→ RAW DATA:
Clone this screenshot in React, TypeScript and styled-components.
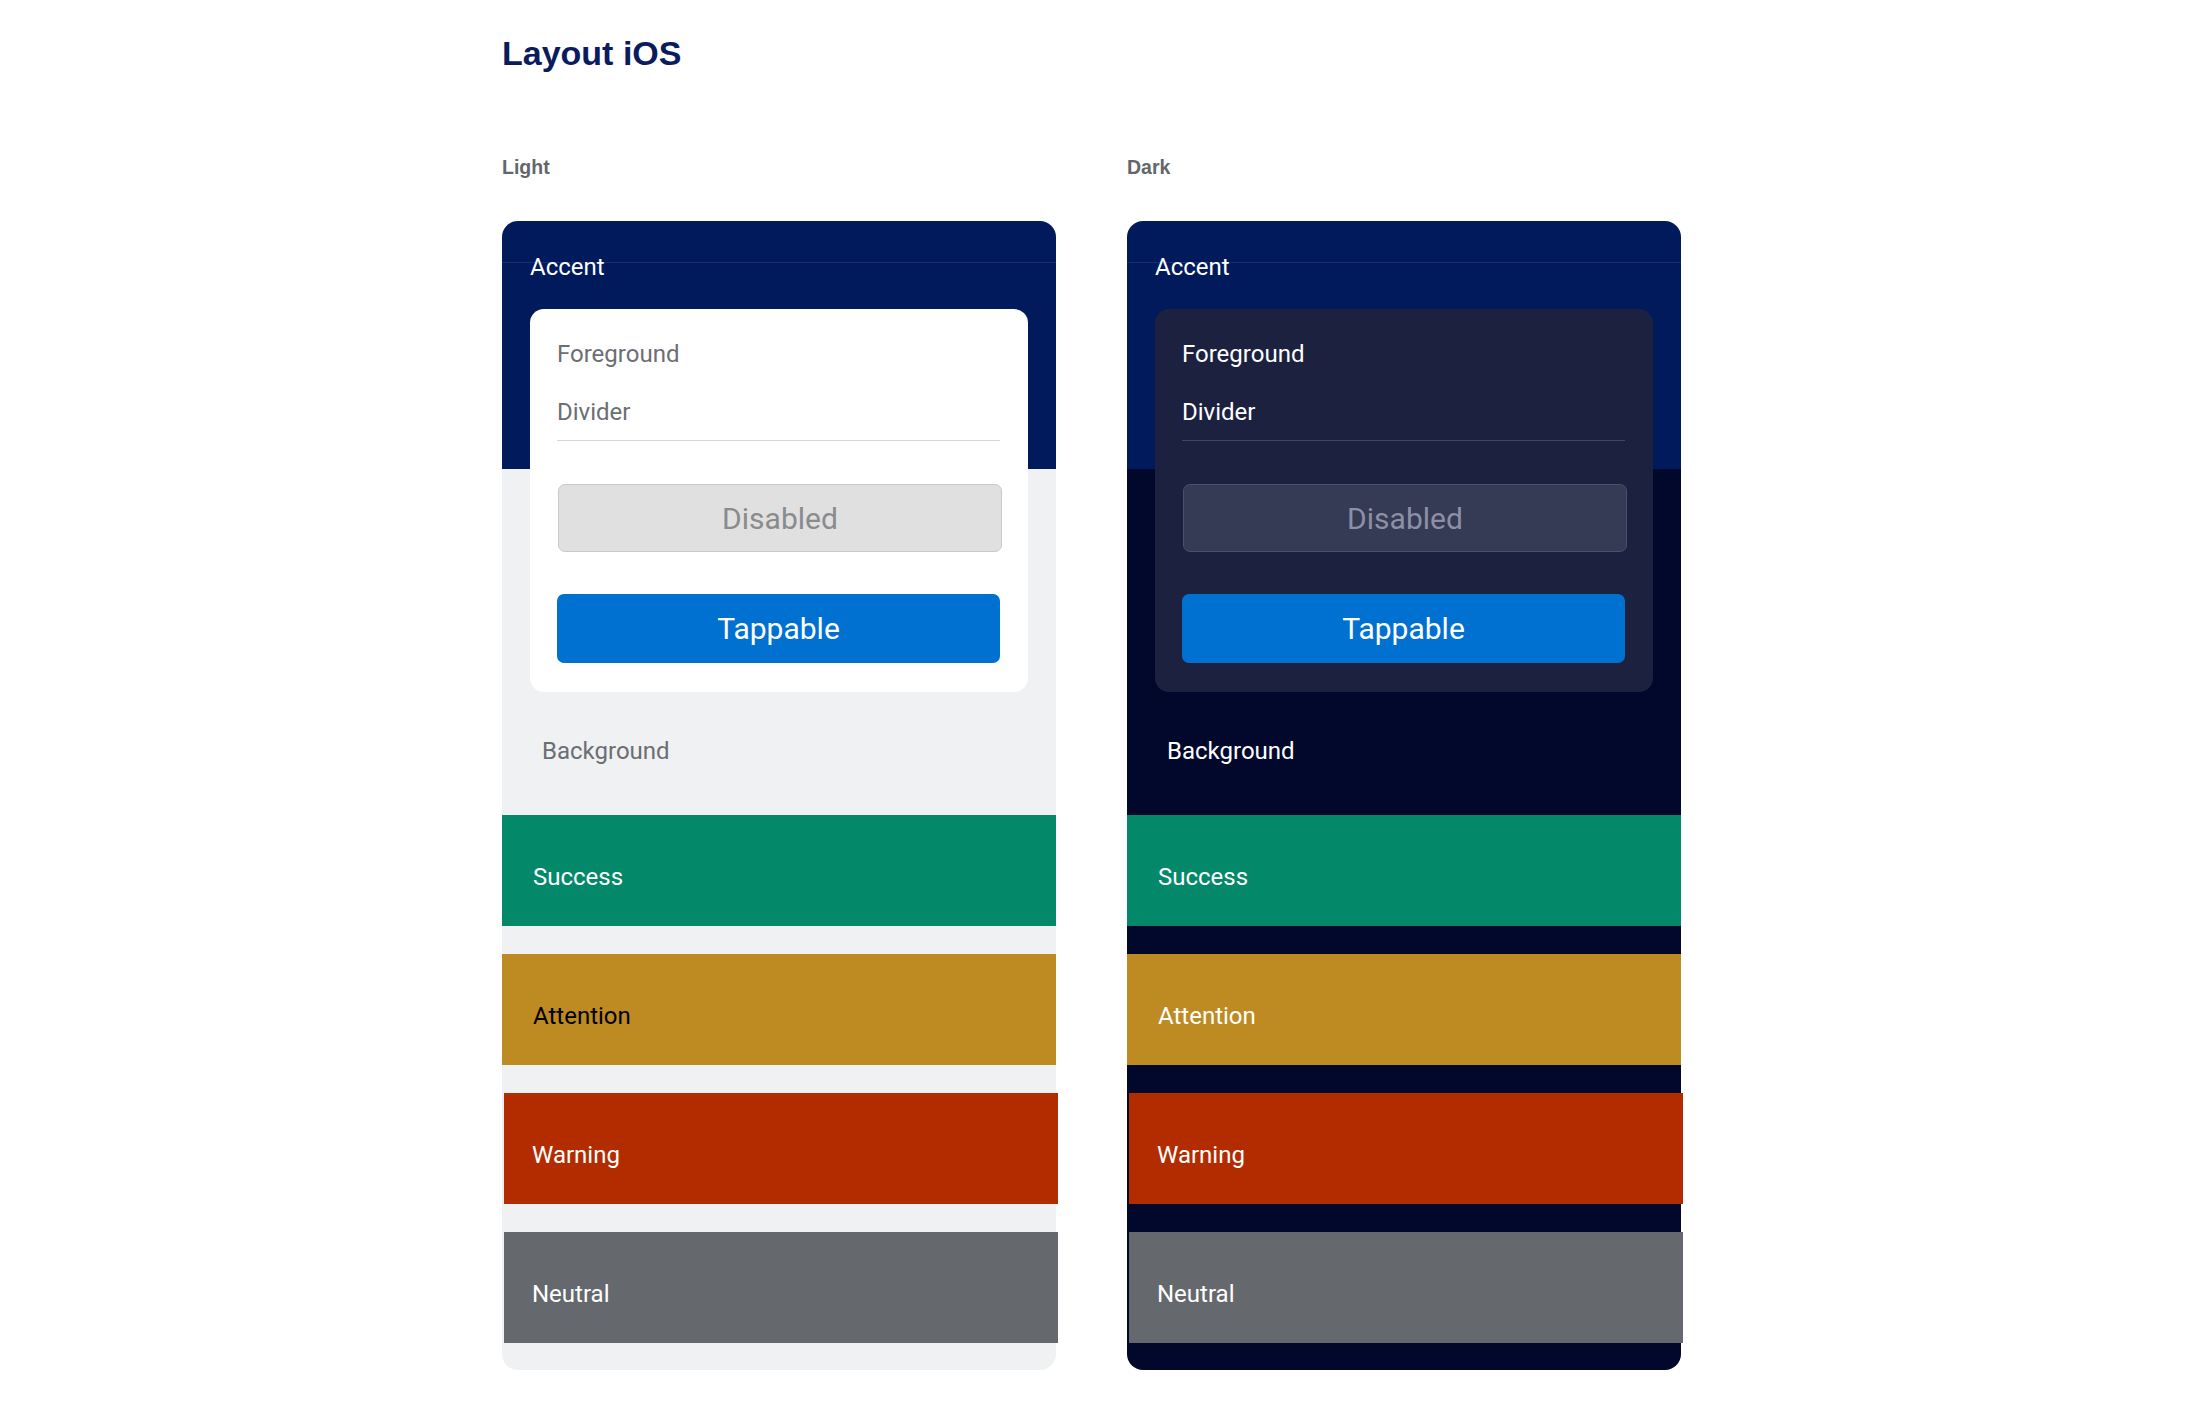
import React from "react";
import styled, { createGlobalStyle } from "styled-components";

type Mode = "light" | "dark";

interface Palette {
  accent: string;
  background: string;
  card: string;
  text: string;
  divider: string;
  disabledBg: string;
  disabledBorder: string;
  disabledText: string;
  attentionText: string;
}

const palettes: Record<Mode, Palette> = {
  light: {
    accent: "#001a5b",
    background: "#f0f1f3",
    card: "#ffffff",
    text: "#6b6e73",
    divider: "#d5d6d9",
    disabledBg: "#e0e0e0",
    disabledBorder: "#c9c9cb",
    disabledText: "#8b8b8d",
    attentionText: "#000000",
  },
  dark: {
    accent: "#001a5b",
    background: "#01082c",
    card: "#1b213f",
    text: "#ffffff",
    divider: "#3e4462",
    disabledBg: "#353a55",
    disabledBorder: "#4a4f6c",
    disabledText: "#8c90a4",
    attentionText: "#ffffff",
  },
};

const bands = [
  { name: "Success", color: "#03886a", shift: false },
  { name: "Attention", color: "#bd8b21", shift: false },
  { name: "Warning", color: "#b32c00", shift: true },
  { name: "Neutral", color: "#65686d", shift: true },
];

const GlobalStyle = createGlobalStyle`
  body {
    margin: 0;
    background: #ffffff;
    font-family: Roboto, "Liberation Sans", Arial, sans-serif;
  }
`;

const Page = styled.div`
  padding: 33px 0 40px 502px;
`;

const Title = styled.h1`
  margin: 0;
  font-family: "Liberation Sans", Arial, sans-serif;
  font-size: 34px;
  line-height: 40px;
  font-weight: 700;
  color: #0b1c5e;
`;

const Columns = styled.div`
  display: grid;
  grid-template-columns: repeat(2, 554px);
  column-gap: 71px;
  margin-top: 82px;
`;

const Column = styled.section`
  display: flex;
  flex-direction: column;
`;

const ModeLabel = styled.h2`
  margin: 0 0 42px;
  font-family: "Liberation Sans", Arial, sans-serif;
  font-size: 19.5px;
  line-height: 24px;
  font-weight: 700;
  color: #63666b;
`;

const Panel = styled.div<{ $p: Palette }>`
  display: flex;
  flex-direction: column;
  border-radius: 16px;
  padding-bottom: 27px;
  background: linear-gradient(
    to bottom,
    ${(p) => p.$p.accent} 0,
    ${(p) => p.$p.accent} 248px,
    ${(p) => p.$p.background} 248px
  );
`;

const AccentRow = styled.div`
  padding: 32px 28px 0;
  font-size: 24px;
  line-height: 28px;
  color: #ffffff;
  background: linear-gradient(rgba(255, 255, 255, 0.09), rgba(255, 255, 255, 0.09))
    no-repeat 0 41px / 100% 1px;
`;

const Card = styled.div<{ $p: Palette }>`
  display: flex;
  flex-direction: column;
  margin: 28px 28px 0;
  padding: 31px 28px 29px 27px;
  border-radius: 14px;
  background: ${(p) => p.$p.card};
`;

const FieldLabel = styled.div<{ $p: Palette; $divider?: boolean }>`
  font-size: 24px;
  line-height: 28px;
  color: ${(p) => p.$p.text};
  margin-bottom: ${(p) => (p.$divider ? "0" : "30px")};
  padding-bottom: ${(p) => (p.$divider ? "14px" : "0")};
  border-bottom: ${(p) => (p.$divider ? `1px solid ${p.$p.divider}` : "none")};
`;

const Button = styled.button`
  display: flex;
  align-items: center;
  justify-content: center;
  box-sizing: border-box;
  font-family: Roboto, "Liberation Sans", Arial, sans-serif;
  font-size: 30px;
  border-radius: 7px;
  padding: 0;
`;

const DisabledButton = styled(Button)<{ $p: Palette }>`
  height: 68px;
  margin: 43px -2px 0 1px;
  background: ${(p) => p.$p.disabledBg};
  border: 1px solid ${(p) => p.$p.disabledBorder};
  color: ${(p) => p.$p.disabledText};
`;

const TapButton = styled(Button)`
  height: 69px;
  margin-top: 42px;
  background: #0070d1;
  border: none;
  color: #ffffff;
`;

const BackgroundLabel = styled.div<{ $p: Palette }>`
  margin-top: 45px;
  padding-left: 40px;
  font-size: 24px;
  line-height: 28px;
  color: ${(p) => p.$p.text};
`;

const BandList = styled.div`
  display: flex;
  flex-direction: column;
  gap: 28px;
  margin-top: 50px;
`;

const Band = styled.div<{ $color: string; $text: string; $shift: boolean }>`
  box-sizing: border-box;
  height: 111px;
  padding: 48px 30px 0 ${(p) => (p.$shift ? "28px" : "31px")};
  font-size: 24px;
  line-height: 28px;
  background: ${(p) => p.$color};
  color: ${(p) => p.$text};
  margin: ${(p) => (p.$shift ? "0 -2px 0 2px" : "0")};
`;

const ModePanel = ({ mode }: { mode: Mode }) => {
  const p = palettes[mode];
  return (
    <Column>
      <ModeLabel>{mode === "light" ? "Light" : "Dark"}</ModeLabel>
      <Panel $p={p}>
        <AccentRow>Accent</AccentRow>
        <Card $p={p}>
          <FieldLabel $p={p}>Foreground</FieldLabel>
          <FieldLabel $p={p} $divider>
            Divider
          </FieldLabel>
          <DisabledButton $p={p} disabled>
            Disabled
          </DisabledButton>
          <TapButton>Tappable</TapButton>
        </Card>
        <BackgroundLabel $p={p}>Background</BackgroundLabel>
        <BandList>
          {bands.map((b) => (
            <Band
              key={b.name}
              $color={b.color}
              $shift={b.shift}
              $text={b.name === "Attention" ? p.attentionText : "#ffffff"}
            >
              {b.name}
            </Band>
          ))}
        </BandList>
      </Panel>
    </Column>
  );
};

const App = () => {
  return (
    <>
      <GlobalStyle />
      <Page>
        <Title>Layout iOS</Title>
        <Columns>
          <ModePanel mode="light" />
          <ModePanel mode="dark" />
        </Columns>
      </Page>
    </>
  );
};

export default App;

→ TASK OBJECTIVE:
Retype the listing exactly. Pictures do not belong in the copy.

→ RESPONSE TO THIS EXERCISE:
Clone this screenshot in React, TypeScript and styled-components.
import React from "react";
import styled, { createGlobalStyle } from "styled-components";

type Mode = "light" | "dark";

interface Palette {
  accent: string;
  background: string;
  card: string;
  text: string;
  divider: string;
  disabledBg: string;
  disabledBorder: string;
  disabledText: string;
  attentionText: string;
}

const palettes: Record<Mode, Palette> = {
  light: {
    accent: "#001a5b",
    background: "#f0f1f3",
    card: "#ffffff",
    text: "#6b6e73",
    divider: "#d5d6d9",
    disabledBg: "#e0e0e0",
    disabledBorder: "#c9c9cb",
    disabledText: "#8b8b8d",
    attentionText: "#000000",
  },
  dark: {
    accent: "#001a5b",
    background: "#01082c",
    card: "#1b213f",
    text: "#ffffff",
    divider: "#3e4462",
    disabledBg: "#353a55",
    disabledBorder: "#4a4f6c",
    disabledText: "#8c90a4",
    attentionText: "#ffffff",
  },
};

const bands = [
  { name: "Success", color: "#03886a", shift: false },
  { name: "Attention", color: "#bd8b21", shift: false },
  { name: "Warning", color: "#b32c00", shift: true },
  { name: "Neutral", color: "#65686d", shift: true },
];

const GlobalStyle = createGlobalStyle`
  body {
    margin: 0;
    background: #ffffff;
    font-family: Roboto, "Liberation Sans", Arial, sans-serif;
  }
`;

const Page = styled.div`
  padding: 33px 0 40px 502px;
`;

const Title = styled.h1`
  margin: 0;
  font-family: "Liberation Sans", Arial, sans-serif;
  font-size: 34px;
  line-height: 40px;
  font-weight: 700;
  color: #0b1c5e;
`;

const Columns = styled.div`
  display: grid;
  grid-template-columns: repeat(2, 554px);
  column-gap: 71px;
  margin-top: 82px;
`;

const Column = styled.section`
  display: flex;
  flex-direction: column;
`;

const ModeLabel = styled.h2`
  margin: 0 0 42px;
  font-family: "Liberation Sans", Arial, sans-serif;
  font-size: 19.5px;
  line-height: 24px;
  font-weight: 700;
  color: #63666b;
`;

const Panel = styled.div<{ $p: Palette }>`
  display: flex;
  flex-direction: column;
  border-radius: 16px;
  padding-bottom: 27px;
  background: linear-gradient(
    to bottom,
    ${(p) => p.$p.accent} 0,
    ${(p) => p.$p.accent} 248px,
    ${(p) => p.$p.background} 248px
  );
`;

const AccentRow = styled.div`
  padding: 32px 28px 0;
  font-size: 24px;
  line-height: 28px;
  color: #ffffff;
  background: linear-gradient(rgba(255, 255, 255, 0.09), rgba(255, 255, 255, 0.09))
    no-repeat 0 41px / 100% 1px;
`;

const Card = styled.div<{ $p: Palette }>`
  display: flex;
  flex-direction: column;
  margin: 28px 28px 0;
  padding: 31px 28px 29px 27px;
  border-radius: 14px;
  background: ${(p) => p.$p.card};
`;

const FieldLabel = styled.div<{ $p: Palette; $divider?: boolean }>`
  font-size: 24px;
  line-height: 28px;
  color: ${(p) => p.$p.text};
  margin-bottom: ${(p) => (p.$divider ? "0" : "30px")};
  padding-bottom: ${(p) => (p.$divider ? "14px" : "0")};
  border-bottom: ${(p) => (p.$divider ? `1px solid ${p.$p.divider}` : "none")};
`;

const Button = styled.button`
  display: flex;
  align-items: center;
  justify-content: center;
  box-sizing: border-box;
  font-family: Roboto, "Liberation Sans", Arial, sans-serif;
  font-size: 30px;
  border-radius: 7px;
  padding: 0;
`;

const DisabledButton = styled(Button)<{ $p: Palette }>`
  height: 68px;
  margin: 43px -2px 0 1px;
  background: ${(p) => p.$p.disabledBg};
  border: 1px solid ${(p) => p.$p.disabledBorder};
  color: ${(p) => p.$p.disabledText};
`;

const TapButton = styled(Button)`
  height: 69px;
  margin-top: 42px;
  background: #0070d1;
  border: none;
  color: #ffffff;
`;

const BackgroundLabel = styled.div<{ $p: Palette }>`
  margin-top: 45px;
  padding-left: 40px;
  font-size: 24px;
  line-height: 28px;
  color: ${(p) => p.$p.text};
`;

const BandList = styled.div`
  display: flex;
  flex-direction: column;
  gap: 28px;
  margin-top: 50px;
`;

const Band = styled.div<{ $color: string; $text: string; $shift: boolean }>`
  box-sizing: border-box;
  height: 111px;
  padding: 48px 30px 0 ${(p) => (p.$shift ? "28px" : "31px")};
  font-size: 24px;
  line-height: 28px;
  background: ${(p) => p.$color};
  color: ${(p) => p.$text};
  margin: ${(p) => (p.$shift ? "0 -2px 0 2px" : "0")};
`;

const ModePanel = ({ mode }: { mode: Mode }) => {
  const p = palettes[mode];
  return (
    <Column>
      <ModeLabel>{mode === "light" ? "Light" : "Dark"}</ModeLabel>
      <Panel $p={p}>
        <AccentRow>Accent</AccentRow>
        <Card $p={p}>
          <FieldLabel $p={p}>Foreground</FieldLabel>
          <FieldLabel $p={p} $divider>
            Divider
          </FieldLabel>
          <DisabledButton $p={p} disabled>
            Disabled
          </DisabledButton>
          <TapButton>Tappable</TapButton>
        </Card>
        <BackgroundLabel $p={p}>Background</BackgroundLabel>
        <BandList>
          {bands.map((b) => (
            <Band
              key={b.name}
              $color={b.color}
              $shift={b.shift}
              $text={b.name === "Attention" ? p.attentionText : "#ffffff"}
            >
              {b.name}
            </Band>
          ))}
        </BandList>
      </Panel>
    </Column>
  );
};

const App = () => {
  return (
    <>
      <GlobalStyle />
      <Page>
        <Title>Layout iOS</Title>
        <Columns>
          <ModePanel mode="light" />
          <ModePanel mode="dark" />
        </Columns>
      </Page>
    </>
  );
};

export default App;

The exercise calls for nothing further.